In secondary schools of all types, mixed-ability teaching is rare; the class structure is almost always an imitation of the grammar school approach. The little research that has been done in this area indicates that mixed-ability grouping leads to better result than selective approaches. Children can be resentful at being classified as “failures” and this depresses their motivation to learn.

Grammar and punctuation were abandoned in English largely because they were effective only at enabling children to pass grammar and punctuation tests, not to help them write coherent passages. The use of apostrophes has always been bizarre and mysterious.

Maybe that is why even Shakespeare got them wrong occasionally.

His poor understanding of what teaching is about is shown by the statement “Chronological English history is rarely taught”; I might as well say that “chronological science is rarely taught”; teaching it in historical order does nothing to illuminate the nature of history or science.

Where is the evidence that “Latin and Greek are excellent languages to study to improve English usage and vocabulary”? Neither have much connection with English, except for second-hand words from French.

The most useful “Latin” idea that students can learn is Illigitimi non carborundum, particularly when it comes to pedants like Peter Davies.

EU maths made simple

From: Dr Alastair Cook, Austwick.

YOUR headline “EU funds vital to Yorkshire says top Minister” (The Yorkshire Post, September 7) is quite disconcerting.
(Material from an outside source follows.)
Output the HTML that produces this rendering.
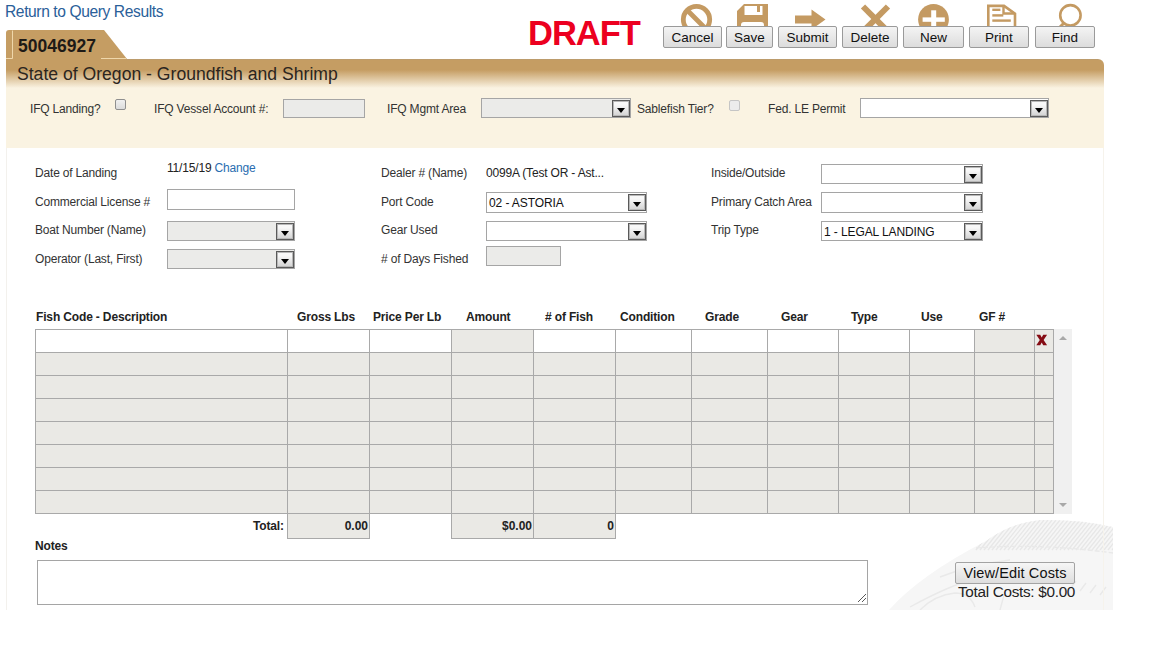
<!DOCTYPE html>
<html><head><meta charset="utf-8">
<style>
*{box-sizing:border-box;margin:0;padding:0}
html,body{width:1152px;height:648px;overflow:hidden;background:#fff;font-family:"Liberation Sans",sans-serif;color:#333}
.a{position:absolute;white-space:nowrap}
.lbl{font-size:12px;letter-spacing:-0.18px;color:#333;line-height:14px}
.btn{position:absolute;top:26px;height:22px;border:1px solid #9a9a9a;border-radius:2px;background:linear-gradient(#f4f4f4,#dcdcdc);font-size:13.5px;color:#111;text-align:center;line-height:21px}
.sel{position:absolute;border:1px solid #a5a5a5;background:#fff;height:20px}
.sel.dis{background:#ebebe9}
.sel .dd{position:absolute;right:0;top:1px;height:17px;width:18px;border:1px solid #5a5a5a;box-shadow:inset 0 0 0 1px #b8b8b8;background:linear-gradient(#f8f8f8 25%,#d2d2d2)}
.sel .dd:after{content:"";position:absolute;left:4px;top:7px;border-left:4px solid transparent;border-right:4px solid transparent;border-top:5px solid #000}
.sel .v{position:absolute;left:2px;top:3px;font-size:12px;color:#111;letter-spacing:-0.1px}
.inp{position:absolute;border:1px solid #a5a5a5;background:#fff}
.inp.dis{background:#ebebe9}
.th{position:absolute;top:310px;font-size:12px;font-weight:bold;color:#222;letter-spacing:-0.15px;line-height:14px}
.tb{position:absolute;left:35px;top:329px;border-collapse:collapse}
.tb td{border:1px solid #a9a9a9;height:23px;background:#eae9e5;padding:0}
.tb tr:first-child td{background:#fff}
.tb tr:first-child td.g{background:#eae9e5}
.ic{position:absolute;top:0}
</style></head><body>

<!-- top link -->
<div class="a" style="left:5px;top:3px;font-size:15.6px;color:#2a6099;letter-spacing:-0.4px">Return to Query Results</div>

<!-- DRAFT -->
<div class="a" style="left:528px;top:15px;font-size:34.5px;font-weight:bold;color:#ec0020;line-height:36px;letter-spacing:-1px">DRAFT</div>

<!-- icons -->
<svg class="ic" width="1152" height="30" style="left:0;top:0">
  <g fill="#c49a62" stroke="none">
    <!-- cancel -->
    <circle cx="696.5" cy="19.6" r="13.2" fill="none" stroke="#c49a62" stroke-width="4.8"/>
    <line x1="687" y1="10" x2="706" y2="29" stroke="#c49a62" stroke-width="4.8"/>
    <!-- save -->
    <path d="M744 4 H768 V30 H737 V11 Z M744.5 6 V15 H762.5 V6 H760 V12 H757 V6 Z M741 30 V25 Q741 22 744 22 H761 Q764 22 764 25 V30 Z" fill-rule="evenodd"/>
    <!-- submit arrow -->
    <path d="M795 15.5 H811.5 V9.5 L825.5 19.5 L811.5 29.5 V23.5 H795 Z"/>
    <!-- delete X -->
    <line x1="863" y1="6.5" x2="889" y2="32.5" stroke="#c49a62" stroke-width="6"/>
    <line x1="888" y1="6.5" x2="862" y2="32.5" stroke="#c49a62" stroke-width="6"/>
    <!-- new -->
    <circle cx="933.5" cy="19.5" r="15.4"/>
    <rect x="922.6" y="17.4" width="22.2" height="4.4" fill="#fff"/>
    <rect x="931.2" y="10.3" width="5" height="20" fill="#fff"/>
    <!-- print -->
    <path d="M988.3 30 V5.9 H1004 L1015 13.7 V30" fill="none" stroke="#c49a62" stroke-width="2.6"/>
    <path d="M1003.5 5.9 V13.5 H1015" fill="none" stroke="#c49a62" stroke-width="2.4"/>
    <rect x="992.3" y="8.6" width="8.1" height="2.4"/>
    <rect x="992.3" y="14.2" width="11" height="2.4"/>
    <rect x="992.3" y="19.4" width="18.5" height="2.4"/>
    <!-- find -->
    <circle cx="1070.4" cy="15.3" r="10.2" fill="none" stroke="#c49a62" stroke-width="2.6"/>
    <line x1="1064" y1="23" x2="1057" y2="30" stroke="#c49a62" stroke-width="3"/>
  </g>
</svg>

<!-- buttons -->
<div class="btn" style="left:663px;width:59px">Cancel</div>
<div class="btn" style="left:726px;width:47px">Save</div>
<div class="btn" style="left:778px;width:59px">Submit</div>
<div class="btn" style="left:842px;width:56px">Delete</div>
<div class="btn" style="left:903px;width:61px">New</div>
<div class="btn" style="left:969px;width:60px">Print</div>
<div class="btn" style="left:1035px;width:60px">Find</div>

<!-- header bar -->
<div class="a" style="left:6px;top:59px;width:1098px;height:30px;border-radius:0 6px 0 0;background:linear-gradient(#b39a74 0px,#c59d63 1px,#c59d63 11px,#faf3e2 29px)"></div>
<!-- tab -->
<svg class="a" style="left:0;top:28px" width="140" height="32">
  <path d="M6 32 V5 Q6 2 9 2 H104 L127 31 V32 Z" fill="#c59d63"/>
  <path d="M12.5 2.5 V30.5 H6 M101 30.5 H126" fill="none" stroke="#efd7ab" stroke-width="1"/>
</svg>
<div class="a" style="left:18px;top:36px;font-size:17.5px;font-weight:bold;color:#1e1a16;line-height:20px">50046927</div>

<div class="a" style="left:17px;top:64px;font-size:17.6px;color:#2b2520;line-height:20px">State of Oregon - Groundfish and Shrimp</div>

<!-- IFQ panel -->
<div class="a" style="left:6px;top:89px;width:1098px;height:59px;background:#faf3e2"></div>
<div class="a lbl" style="left:30px;top:102px">IFQ Landing?</div>
<div class="a" style="left:115px;top:99px;width:11px;height:11px;border:1px solid #8f8f8f;border-radius:2px;background:linear-gradient(#f0f0f0,#dcdcdc)"></div>
<div class="a lbl" style="left:154px;top:102px">IFQ Vessel Account #:</div>
<div class="inp dis" style="left:283px;top:99px;width:82px;height:19px"></div>
<div class="a lbl" style="left:387px;top:102px">IFQ Mgmt Area</div>
<div class="sel dis" style="left:481px;top:98px;width:150px"><div class="dd"></div></div>
<div class="a lbl" style="left:637px;top:102px">Sablefish Tier?</div>
<div class="a" style="left:729px;top:100px;width:11px;height:11px;border:1px solid #c5c5c5;border-radius:2px;background:#ececec"></div>
<div class="a lbl" style="left:768px;top:102px">Fed. LE Permit</div>
<div class="sel" style="left:860px;top:98px;width:189px"><div class="dd"></div></div>

<!-- main panel border -->
<div class="a" style="left:6px;top:148px;width:1098px;height:462px;border-left:1px solid #f3f1ed;border-right:none"></div>

<!-- form rows -->
<div class="a lbl" style="left:35px;top:166px">Date of Landing</div>
<div class="a lbl" style="left:167px;top:161px;color:#222">11/15/19 <span style="color:#2a6db0">Change</span></div>
<div class="a lbl" style="left:35px;top:195px">Commercial License #</div>
<div class="inp" style="left:167px;top:189px;width:128px;height:21px"></div>
<div class="a lbl" style="left:35px;top:223px">Boat Number (Name)</div>
<div class="sel dis" style="left:167px;top:221px;width:128px"><div class="dd"></div></div>
<div class="a lbl" style="left:35px;top:252px">Operator (Last, First)</div>
<div class="sel dis" style="left:167px;top:249px;width:128px"><div class="dd"></div></div>

<div class="a lbl" style="left:381px;top:166px">Dealer # (Name)</div>
<div class="a lbl" style="left:486px;top:166px;color:#222">0099A (Test OR - Ast...</div>
<div class="a lbl" style="left:381px;top:195px">Port Code</div>
<div class="sel" style="left:486px;top:192px;width:161px;height:21px"><div class="dd"></div><div class="v">02 - ASTORIA</div></div>
<div class="a lbl" style="left:381px;top:223px">Gear Used</div>
<div class="sel" style="left:486px;top:221px;width:161px"><div class="dd"></div></div>
<div class="a lbl" style="left:381px;top:252px"># of Days Fished</div>
<div class="inp dis" style="left:486px;top:246px;width:75px;height:20px"></div>

<div class="a lbl" style="left:711px;top:166px">Inside/Outside</div>
<div class="sel" style="left:821px;top:164px;width:162px"><div class="dd"></div></div>
<div class="a lbl" style="left:711px;top:195px">Primary Catch Area</div>
<div class="sel" style="left:821px;top:192px;width:162px;height:21px"><div class="dd"></div></div>
<div class="a lbl" style="left:711px;top:223px">Trip Type</div>
<div class="sel" style="left:821px;top:221px;width:162px"><div class="dd"></div><div class="v">1 - LEGAL LANDING</div></div>

<!-- table headers -->
<div class="th" style="left:36px">Fish Code - Description</div>
<div class="th" style="left:297px">Gross Lbs</div>
<div class="th" style="left:373px">Price Per Lb</div>
<div class="th" style="left:466px">Amount</div>
<div class="th" style="left:545px"># of Fish</div>
<div class="th" style="left:620px">Condition</div>
<div class="th" style="left:705px">Grade</div>
<div class="th" style="left:781px">Gear</div>
<div class="th" style="left:851px">Type</div>
<div class="th" style="left:921px">Use</div>
<div class="th" style="left:979px">GF #</div>

<!-- table -->
<table class="tb">
<colgroup><col style="width:252px"><col style="width:82px"><col style="width:82px"><col style="width:82px"><col style="width:82px"><col style="width:76px"><col style="width:76px"><col style="width:71px"><col style="width:71px"><col style="width:65px"><col style="width:60px"><col style="width:19px"></colgroup>
<tr><td></td><td></td><td></td><td class="g"></td><td></td><td></td><td></td><td></td><td></td><td></td><td class="g"></td><td class="g"></td></tr>
<tr><td></td><td></td><td></td><td></td><td></td><td></td><td></td><td></td><td></td><td></td><td></td><td></td></tr>
<tr><td></td><td></td><td></td><td></td><td></td><td></td><td></td><td></td><td></td><td></td><td></td><td></td></tr>
<tr><td></td><td></td><td></td><td></td><td></td><td></td><td></td><td></td><td></td><td></td><td></td><td></td></tr>
<tr><td></td><td></td><td></td><td></td><td></td><td></td><td></td><td></td><td></td><td></td><td></td><td></td></tr>
<tr><td></td><td></td><td></td><td></td><td></td><td></td><td></td><td></td><td></td><td></td><td></td><td></td></tr>
<tr><td></td><td></td><td></td><td></td><td></td><td></td><td></td><td></td><td></td><td></td><td></td><td></td></tr>
<tr><td></td><td></td><td></td><td></td><td></td><td></td><td></td><td></td><td></td><td></td><td></td><td></td></tr>
</table>
<!-- delete x -->
<svg class="a" style="left:1036px;top:334px" width="12" height="12"><path d="M0.3 0.8 H4.2 L5.7 3.6 L7.2 0.8 H11.1 L7.6 6 L11.1 11.2 H7.2 L5.7 8.4 L4.2 11.2 H0.3 L3.8 6 Z" fill="#850c14"/></svg>
<!-- scrollbar -->
<div class="a" style="left:1054px;top:329px;width:18px;height:185px;background:#f0f0f0"></div>
<div class="a" style="left:1059px;top:336px;border-left:4px solid transparent;border-right:4px solid transparent;border-bottom:4px solid #a8a8a8"></div>
<div class="a" style="left:1059px;top:503px;border-left:4px solid transparent;border-right:4px solid transparent;border-top:4px solid #a8a8a8"></div>

<!-- totals -->
<div class="a" style="left:253px;top:519px;font-size:12px;font-weight:bold;color:#222;letter-spacing:-0.15px">Total:</div>
<div class="a" style="left:287px;top:513px;width:83px;height:26px;border:1px solid #a9a9a9;background:#eae9e5;font-size:12px;font-weight:bold;color:#222;text-align:right;padding:5px 1px 0 0;line-height:14px">0.00</div>
<div class="a" style="left:451px;top:513px;width:83px;height:26px;border:1px solid #a9a9a9;background:#eae9e5;font-size:12px;font-weight:bold;color:#222;text-align:right;padding:5px 1px 0 0;line-height:14px">$0.00</div>
<div class="a" style="left:533px;top:513px;width:83px;height:26px;border:1px solid #a9a9a9;background:#eae9e5;font-size:12px;font-weight:bold;color:#222;text-align:right;padding:5px 1px 0 0;line-height:14px">0</div>

<!-- notes -->
<div class="a" style="left:35px;top:539px;font-size:12px;font-weight:bold;color:#222;letter-spacing:-0.15px">Notes</div>
<div class="inp" style="left:37px;top:560px;width:831px;height:45px"></div>

<!-- watermark -->
<svg class="a" style="left:880px;top:515px" width="233" height="95">
  <defs><clipPath id="cw"><path d="M9 95 Q40 60 106 26 Q130 8 160 5 Q200 4 233 12 V95 Z"/></clipPath></defs>
  <g clip-path="url(#cw)">
  <rect width="233" height="95" fill="#f6f6f6"/>
  <path d="M96 35 L120 5 M100 35 L124 5 M104 35 L128 5 M108 35 L132 5 M112 35 L136 5 M116 35 L140 5 M120 35 L144 5 M124 35 L148 5 M128 35 L152 5 M132 35 L156 5 M136 35 L160 5 M140 35 L164 5 M144 35 L168 5 M148 35 L172 5 M152 35 L176 5 M156 35 L180 5 M160 35 L184 5 M164 35 L188 5 M168 35 L192 5 M172 35 L196 5 M176 35 L200 5 M180 35 L204 5 M184 35 L208 5 M188 35 L212 5 M192 35 L216 5 M196 35 L220 5 M200 35 L224 5 M204 35 L228 5 M208 35 L232 5 M212 35 L236 5 M216 35 L240 5 M220 35 L244 5 M224 35 L248 5 M228 35 L252 5 M232 35 L256 5" stroke="#e7e7e7" stroke-width="1.3" fill="none"/>
  <g stroke="#e9e9e9" stroke-width="1.4" fill="none">
    <path d="M96 33 Q160 28 233 38" stroke-dasharray="5 2"/>
    <path d="M60 62 Q90 50 130 45"/>
    <path d="M30 92 Q70 70 100 62"/>
    <path d="M190 74 L196 66 M200 76 L206 68 M210 78 L216 70 M220 80 L226 72"/>
    <path d="M40 95 Q55 80 75 78 Q90 78 95 92"/>
    <path d="M120 95 L124 80"/>
  </g>
  </g>
</svg>
<div class="a" style="left:1103px;top:148px;width:1px;height:462px;background:#f6f3ec"></div>
<svg class="a" style="left:857px;top:593px" width="10" height="10"><g fill="#5a5a5a"><rect x="1" y="8" width="1" height="1"/><rect x="2" y="7" width="1" height="1"/><rect x="3" y="6" width="1" height="1"/><rect x="4" y="5" width="1" height="1"/><rect x="5" y="4" width="1" height="1"/><rect x="6" y="3" width="1" height="1"/><rect x="7" y="2" width="1" height="1"/><rect x="8" y="1" width="1" height="1"/><rect x="5" y="8" width="1" height="1"/><rect x="6" y="7" width="1" height="1"/><rect x="7" y="6" width="1" height="1"/><rect x="8" y="5" width="1" height="1"/></g></svg>
<!-- costs -->
<div class="a" style="left:955px;top:562px;width:120px;height:22px;border:1px solid #a3a3a3;border-radius:2px;background:linear-gradient(#f6f6f6,#dedede);font-size:14.5px;color:#111;text-align:center;line-height:20px;letter-spacing:0.12px">View/Edit Costs</div>
<div class="a" style="left:958px;top:583px;font-size:15.3px;color:#222;line-height:18px;letter-spacing:-0.3px">Total Costs: $0.00</div>

</body></html>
Not for the obvious reason that it is a tentacle of Project Fear but for the educational achievements of the “top Minister”.

I do not think that even the most avid Europhile would deny that we are/were a net financial contributor to the EU. In deference to Robert Goodwill’s innumeracy, the precise numbers are irrelevant.

Making the numbers very simple, we paid out £1bn and got back in “EU funding” £80m, thus a net contribution of £200m.

While our future relationship with Europe is cloaked in obfuscation and delay, let me suggest that we are likely to continue to contribute to EU funds.

This, of course, means the £800m we have been getting back from Brussels as “EU funding” is still in Her Majesty’s Treasury, never having gone anywhere. It beggars belief that a “top Minister” cannot see that this fund can be used exactly as before.

From: Dr Glyn Powell, Bakersfield Drive, Kellington.

PEOPLE who voted to exit the EU in June’s referendum should be extremely worried by this government’s lack of action. Indeed, it is apparent to myself that Theresa May’s hapless government is backsliding on quitting the EU.

Article 50 should have been invoked with Britain informing Brussels that we were leaving the single market.

This would have two main consequences.

First we could control our border and block migrants entering Britain from eastern European EU states. Secondly, we could explore trade agreements with economically vibrant states. The argument over a points- based migrant control system or allowing entry only to migrants with job offers is a deliberate distraction from the real issue of quitting the EU.

Put cash into cycling

From: Edward Grainger, Botany Way, Nunthorpe, Middlesbrough.

ANDREW Vine’s clear message that investment in cycling will fall comes as no surprise (The Yorkshire Post, September 6).

Until politicians grasp the nettle and show a real commitment by offering real money to secure safe cycling provision, the comparison with the Netherlands, which has put cycling ahead of almost all other forms of transport, will be just a dream.